__AIM OF THE TASK__
Separate out the lines that hold "styles".

__DATA PROVIDED__
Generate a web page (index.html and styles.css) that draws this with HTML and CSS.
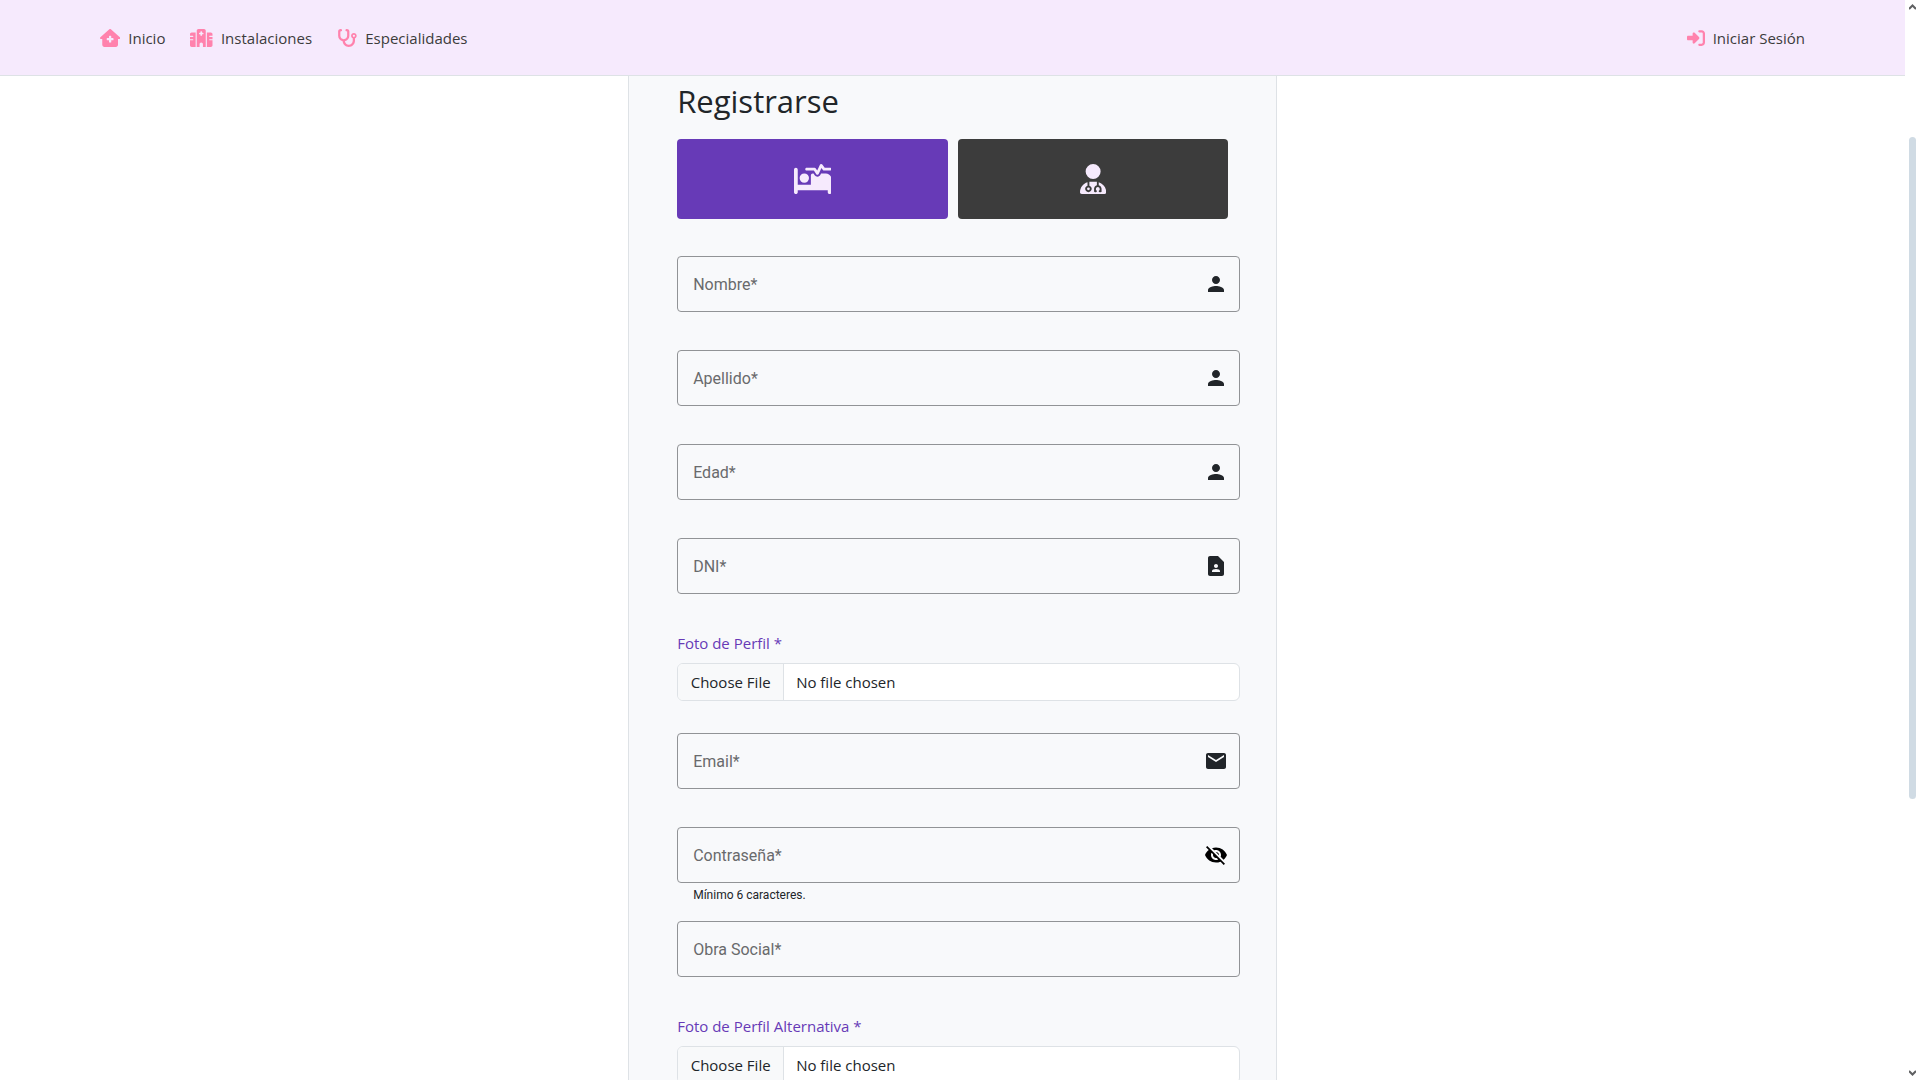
FILE: index.html
```html
<!DOCTYPE html>
<html lang="es">
<head>
<meta charset="utf-8">
<meta name="viewport" content="width=device-width, initial-scale=1">
<title>Registrarse</title>
<link rel="stylesheet" href="styles.css">
</head>
<body>
<div class="page">
  <header class="navbar">
    <nav class="nav-links">
      <a class="nav-link" href="#inicio">
        <svg class="nav-icon" viewBox="0 0 576 512" aria-hidden="true"><path d="M575.8 255.5c0 18-15 32.1-32 32.1h-32l.7 160.2c.2 35.5-28.5 64.3-64 64.3H128.1c-35.3 0-64-28.7-64-64V287.6H32c-18 0-32-14-32-32.1c0-9 3-17 10-24L266.4 8c7-7 15-8 22-8s15 2 21 7L564.8 231.5c8 7 12 15 11 24zM272 192c-8.800 0-16 7.200-16 16v48H208c-8.800 0-16 7.200-16 16v32c0 8.800 7.200 16 16 16h48v48c0 8.800 7.200 16 16 16h32c8.800 0 16-7.200 16-16V320h48c8.800 0 16-7.200 16-16V272c0-8.800-7.200-16-16-16H320V208c0-8.800-7.200-16-16-16H272z"/></svg>
        Inicio
      </a>
      <a class="nav-link" href="#instalaciones">
        <svg class="nav-icon" viewBox="0 0 640 512" aria-hidden="true"><path d="M192 48c0-26.500 21.500-48 48-48H400c26.500 0 48 21.500 48 48V512H368V432c0-26.500-21.500-48-48-48s-48 21.500-48 48v80H192V48zM48 96H160V512H48c-26.500 0-48-21.500-48-48V320H80c8.800 0 16-7.200 16-16s-7.200-16-16-16H0V224H80c8.800 0 16-7.200 16-16s-7.200-16-16-16H0V144c0-26.500 21.500-48 48-48zm544 0c26.500 0 48 21.500 48 48v48H560c-8.800 0-16 7.200-16 16s7.200 16 16 16h80v64H560c-8.800 0-16 7.200-16 16s7.200 16 16 16h80V464c0 26.500-21.500 48-48 48H480V96H592zM312 64c-8.800 0-16 7.200-16 16v24H272c-8.800 0-16 7.200-16 16v16c0 8.800 7.200 16 16 16h24v24c0 8.800 7.200 16 16 16h16c8.800 0 16-7.200 16-16V152h24c8.800 0 16-7.200 16-16V120c0-8.800-7.200-16-16-16H344V80c0-8.800-7.200-16-16-16H312z"/></svg>
        Instalaciones
      </a>
      <a class="nav-link" href="#especialidades">
        <svg class="nav-icon" viewBox="0 0 576 512" aria-hidden="true"><path d="M142.400 21.900c5.600 16.800-3.500 34.900-20.200 40.500L96 71.100V192c0 53 43 96 96 96s96-43 96-96V71.100l-26.100-8.700c-16.800-5.600-25.800-23.700-20.200-40.500s23.700-25.800 40.500-20.200l26.100 8.700C334.400 19.100 352 43.500 352 71.100V192c0 77.200-54.600 141.600-127.300 156.700C231 404.600 278.400 448 336 448c61.900 0 112-50.100 112-112V265.300c-28.300-12.300-48-40.500-48-73.300c0-44.200 35.800-80 80-80s80 35.800 80 80c0 32.800-19.700 61-48 73.300V336c0 97.200-78.800 176-176 176c-92.900 0-168.900-71.900-175.500-163.100C87.200 334.200 32 269.600 32 192V71.100c0-27.500 17.600-52 43.800-60.700l26.100-8.700c16.800-5.600 34.900 3.500 40.500 20.200zM480 224a32 32 0 1 0 0-64 32 32 0 1 0 0 64z"/></svg>
        Especialidades
      </a>
    </nav>
    <a class="nav-link" href="#iniciar-sesion">
      <svg class="nav-icon" viewBox="0 0 512 512" aria-hidden="true"><path d="M217.900 105.900L340.700 228.700c7.200 7.200 11.300 17.100 11.300 27.300s-4.100 20.100-11.300 27.300L217.900 406.100c-6.400 6.400-15 9.900-24 9.900c-18.700 0-33.900-15.200-33.900-33.900l0-62.100L32 320c-17.700 0-32-14.300-32-32l0-64c0-17.700 14.300-32 32-32l128 0 0-62.100c0-18.700 15.200-33.900 33.900-33.900c9 0 17.600 3.600 24 9.900zM352 416l64 0c17.700 0 32-14.300 32-32l0-256c0-17.700-14.300-32-32-32l-64 0c-17.700 0-32-14.300-32-32s14.300-32 32-32l64 0c53 0 96 43 96 96l0 256c0 53-43 96-96 96l-64 0c-17.700 0-32-14.300-32-32s14.300-32 32-32z"/></svg>
      Iniciar Sesión
    </a>
  </header>

  <main class="content">
    <form class="card">
      <h1 class="title">Registrarse</h1>
      <div class="roles">
        <button class="role role-active" type="button" aria-label="Paciente">
          <svg class="role-icon" viewBox="0 0 640 512" aria-hidden="true"><path d="M483.200 9.600L524 64h92c13.300 0 24 10.700 24 24s-10.700 24-24 24H512c-7.600 0-14.700-3.600-19.200-9.600L468.700 70.300l-47 99.900c-3.700 7.800-11.300 13.100-19.900 13.700s-16.900-3.400-21.700-10.600L339.200 112H216c-13.300 0-24-10.700-24-24s10.700-24 24-24H352c8 0 15.500 4 20 10.700l24.400 36.600 45.900-97.500C445.900 6.200 453.200 1 461.600 .1s16.600 2.700 21.600 9.500zM320 160h12.700l20.700 31.100c11.200 16.800 30.600 26.300 50.700 24.800s37.900-13.700 46.500-32L461.900 160H544c53 0 96 43 96 96V480c0 17.700-14.300 32-32 32s-32-14.300-32-32V448H352 320 64v32c0 17.700-14.300 32-32 32s-32-14.300-32-32V96C0 78.300 14.300 64 32 64s32 14.300 32 32V352H288V192c0-17.700 14.300-32 32-32zm-144 0a80 80 0 1 1 0 160 80 80 0 1 1 0-160z"/></svg>
        </button>
        <button class="role" type="button" aria-label="Especialista">
          <svg class="role-icon" viewBox="0 0 448 512" aria-hidden="true"><path d="M224 256a128 128 0 1 0 0-256 128 128 0 1 0 0 256zm-96 55.200C54 332.900 0 401.300 0 482.300C0 498.700 13.300 512 29.700 512H418.300c16.400 0 29.700-13.300 29.700-29.700c0-81-54-149.400-128-171.100V362c27.600 7.100 48 32.200 48 62v40c0 8.800-7.200 16-16 16H336c-8.800 0-16-7.200-16-16s7.200-16 16-16V424c0-17.700-14.300-32-32-32s-32 14.300-32 32v24c8.800 0 16 7.200 16 16s-7.200 16-16 16H256c-8.800 0-16-7.200-16-16V424c0-29.800 20.400-54.900 48-62V304.900c-6-.6-12.100-.9-18.300-.9H178.300c-6.200 0-12.300 .3-18.300 .9v65.400c23.100 6.900 40 28.300 40 53.700c0 30.900-25.100 56-56 56s-56-25.100-56-56c0-25.400 16.900-46.800 40-53.700V311.200zM144 448a24 24 0 1 0 0-48 24 24 0 1 0 0 48z"/></svg>
        </button>
      </div>

      <div class="field">
        <div class="box">
          <label for="nombre">Nombre*</label>
          <input id="nombre" type="text" required>
          <svg class="field-icon" viewBox="0 0 24 24" aria-hidden="true"><path d="M12 12c2.210 0 4-1.790 4-4s-1.790-4-4-4-4 1.790-4 4 1.790 4 4 4zm0 2c-2.670 0-8 1.340-8 4v2h16v-2c0-2.660-5.330-4-8-4z"/></svg>
        </div>
      </div>
      <div class="field">
        <div class="box">
          <label for="apellido">Apellido*</label>
          <input id="apellido" type="text" required>
          <svg class="field-icon" viewBox="0 0 24 24" aria-hidden="true"><path d="M12 12c2.210 0 4-1.790 4-4s-1.790-4-4-4-4 1.790-4 4 1.790 4 4 4zm0 2c-2.670 0-8 1.340-8 4v2h16v-2c0-2.660-5.330-4-8-4z"/></svg>
        </div>
      </div>
      <div class="field">
        <div class="box">
          <label for="edad">Edad*</label>
          <input id="edad" type="text" inputmode="numeric" required>
          <svg class="field-icon" viewBox="0 0 24 24" aria-hidden="true"><path d="M12 12c2.210 0 4-1.790 4-4s-1.790-4-4-4-4 1.790-4 4 1.790 4 4 4zm0 2c-2.670 0-8 1.340-8 4v2h16v-2c0-2.660-5.330-4-8-4z"/></svg>
        </div>
      </div>
      <div class="field">
        <div class="box">
          <label for="dni">DNI*</label>
          <input id="dni" type="text" inputmode="numeric" required>
          <svg class="field-icon" viewBox="0 0 24 24" aria-hidden="true"><path d="M14 2H6c-1.100 0-2 .9-2 2v16c0 1.100.89 2 1.990 2H18c1.100 0 2-.9 2-2V8l-6-6zm-2 8c1.100 0 2 .9 2 2s-.9 2-2 2-2-.9-2-2 .9-2 2-2zm4 8H8v-.57c0-.81.48-1.530 1.220-1.850.85-.37 1.790-.58 2.780-.58s1.930.21 2.780.58c.74.32 1.220 1.040 1.220 1.850V18z"/></svg>
        </div>
      </div>

      <div class="upload">
        <label class="upload-label" for="foto">Foto de Perfil *</label>
        <input class="upload-input" id="foto" type="file" accept="image/*">
      </div>

      <div class="field">
        <div class="box">
          <label for="email">Email*</label>
          <input id="email" type="email" required>
          <svg class="field-icon" viewBox="0 0 24 24" aria-hidden="true"><path d="M20 4H4c-1.100 0-1.990.9-1.990 2L2 18c0 1.100.9 2 2 2h16c1.100 0 2-.9 2-2V6c0-1.100-.9-2-2-2zm0 4l-8 5-8-5V6l8 5 8-5v2z"/></svg>
        </div>
      </div>
      <div class="field">
        <div class="box">
          <label for="clave">Contraseña*</label>
          <input id="clave" type="password" aria-describedby="clave-ayuda" required>
          <button class="toggle" type="button" aria-label="Mostrar contraseña">
            <svg class="field-icon" viewBox="0 0 24 24" aria-hidden="true"><path d="M12 7c2.760 0 5 2.240 5 5 0 .65-.13 1.260-.36 1.830l2.920 2.920c1.510-1.260 2.700-2.890 3.430-4.750-1.730-4.390-6-7.500-11-7.500-1.400 0-2.740.25-3.980.7l2.160 2.160C10.740 7.130 11.350 7 12 7zM2 4.270l2.280 2.280.46.46C3.080 8.300 1.780 10.020 1 12c1.730 4.390 6 7.500 11 7.500 1.550 0 3.030-.3 4.380-.84l.42.42L19.730 22 21 20.730 3.270 3 2 4.270zM7.530 9.800l1.550 1.550c-.05.21-.08.43-.08.65 0 1.660 1.340 3 3 3 .22 0 .44-.03.65-.08l1.550 1.550c-.67.33-1.410.53-2.200.53-2.760 0-5-2.240-5-5 0-.79.2-1.530.53-2.200zm4.310-.78l3.150 3.150.02-.16c0-1.660-1.340-3-3-3l-.17.01z"/></svg>
          </button>
        </div>
        <p class="hint" id="clave-ayuda">Mínimo 6 caracteres.</p>
      </div>
      <div class="field">
        <div class="box">
          <label for="obra">Obra Social*</label>
          <input id="obra" type="text" required>
        </div>
      </div>

      <div class="upload">
        <label class="upload-label" for="foto-alt">Foto de Perfil Alternativa *</label>
        <input class="upload-input" id="foto-alt" type="file" accept="image/*">
      </div>
    </form>
  </main>
</div>

<div class="scrollbar" aria-hidden="true">
  <svg class="scroll-arrow" viewBox="0 0 7 6"><path d="M0 5L3.500 1.500L7 5"/></svg>
  <div class="scroll-track">
    <div class="scroll-thumb"></div>
  </div>
  <svg class="scroll-arrow" viewBox="0 0 7 6"><path d="M0 1L3.500 4.500L7 1"/></svg>
</div>
</body>
</html>
```
FILE: styles.css
```css
* {
  box-sizing: border-box;
}

body {
  margin: 0;
  height: 100vh;
  display: grid;
  grid-template-columns: minmax(0, 1fr) 15px;
  overflow: hidden;
  background: #fff;
  color: #212529;
  font-family: "Open Sans", "Noto Sans", sans-serif;
  font-size: 15px;
  line-height: 24px;
}

.page {
  min-height: 0;
  display: flex;
  flex-direction: column;
  overflow: hidden;
}

/* Top bar */
.navbar {
  flex: none;
  height: 76px;
  padding: 0 100px;
  display: flex;
  align-items: center;
  justify-content: space-between;
  background: #f6eafd;
  border-bottom: 1px solid #dee2e6;
}

.nav-links {
  display: flex;
  gap: 25px;
}

.nav-link {
  display: flex;
  align-items: center;
  gap: 8px;
  color: #3c3c3c;
  text-decoration: none;
}

.nav-icon {
  height: 18px;
  fill: #ff82ad;
}

/* Form card */
.content {
  display: flex;
  justify-content: center;
}

.card {
  width: calc(34% + 1px);
  min-width: 340px;
  padding: 4px 36px 48px 48px;
  background: #f8f9fb;
  border: 1px solid #dee2e6;
  border-top: 0;
}

.title {
  margin: 0 0 16px;
  font-size: 31px;
  line-height: 43px;
  font-weight: 500;
}

.roles {
  display: flex;
  gap: 10px;
  margin: 0 12px 37px 0;
}

.role {
  flex: 1;
  height: 80px;
  display: flex;
  align-items: center;
  justify-content: center;
  border: 0;
  border-radius: 4px;
  background: #3c3c3c;
}

.role-active {
  background: #673ab7;
}

.role-icon {
  height: 30px;
  fill: #f6eafd;
}

.field {
  height: 94px;
  font-family: Roboto, sans-serif;
}

.box {
  height: 56px;
  padding: 0 11px 0 15px;
  display: flex;
  align-items: center;
  border: 1px solid #919396;
  border-radius: 4px;
}

.box label {
  padding-top: 2px;
  color: #696a6c;
  font-size: 16px;
}

.box input {
  flex: 1;
  min-width: 0;
  height: 100%;
  border: 0;
  outline: 0;
  background: transparent;
  font: inherit;
}

.field-icon {
  width: 24px;
  height: 24px;
  display: block;
  fill: #212529;
}

.toggle {
  padding: 0;
  border: 0;
  background: transparent;
}

.toggle .field-icon {
  fill: #000;
}

.hint {
  margin: 0;
  padding: 0 16px;
  font-size: 12px;
}

/* File pickers */
.upload {
  margin-bottom: 32px;
}

.upload-label {
  display: block;
  margin-bottom: 9px;
  line-height: 22px;
  color: #673ab7;
}

.upload-input {
  display: block;
  width: 100%;
  height: 38px;
  padding: 0;
  overflow: hidden;
  border: 1px solid #dee2e6;
  border-radius: 6px;
  background: #fff;
  color: #212529;
  font: inherit;
  line-height: 36px;
}

.upload-input::file-selector-button {
  width: 106px;
  height: 36px;
  margin: 0 12px 0 0;
  padding: 0;
  border: 0;
  border-right: 1px solid #dee2e6;
  background: #f8f9fa;
  color: #212529;
  font: inherit;
}

/* Scroll bar */
.scrollbar {
  padding: 4px;
  display: flex;
  flex-direction: column;
}

.scroll-arrow {
  width: 7px;
  height: 6px;
  fill: none;
  stroke: #5f6062;
  stroke-width: 2;
}

.scroll-track {
  flex: 1;
  padding-top: 127px;
}

.scroll-thumb {
  height: 71%;
  border-radius: 4px;
  background: #d0dbe4;
}
```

__RESULT OF THE EXERCISE__
Generate a web page (index.html and styles.css) that draws this with HTML and CSS.
<link rel="stylesheet" href="styles.css">
FILE: styles.css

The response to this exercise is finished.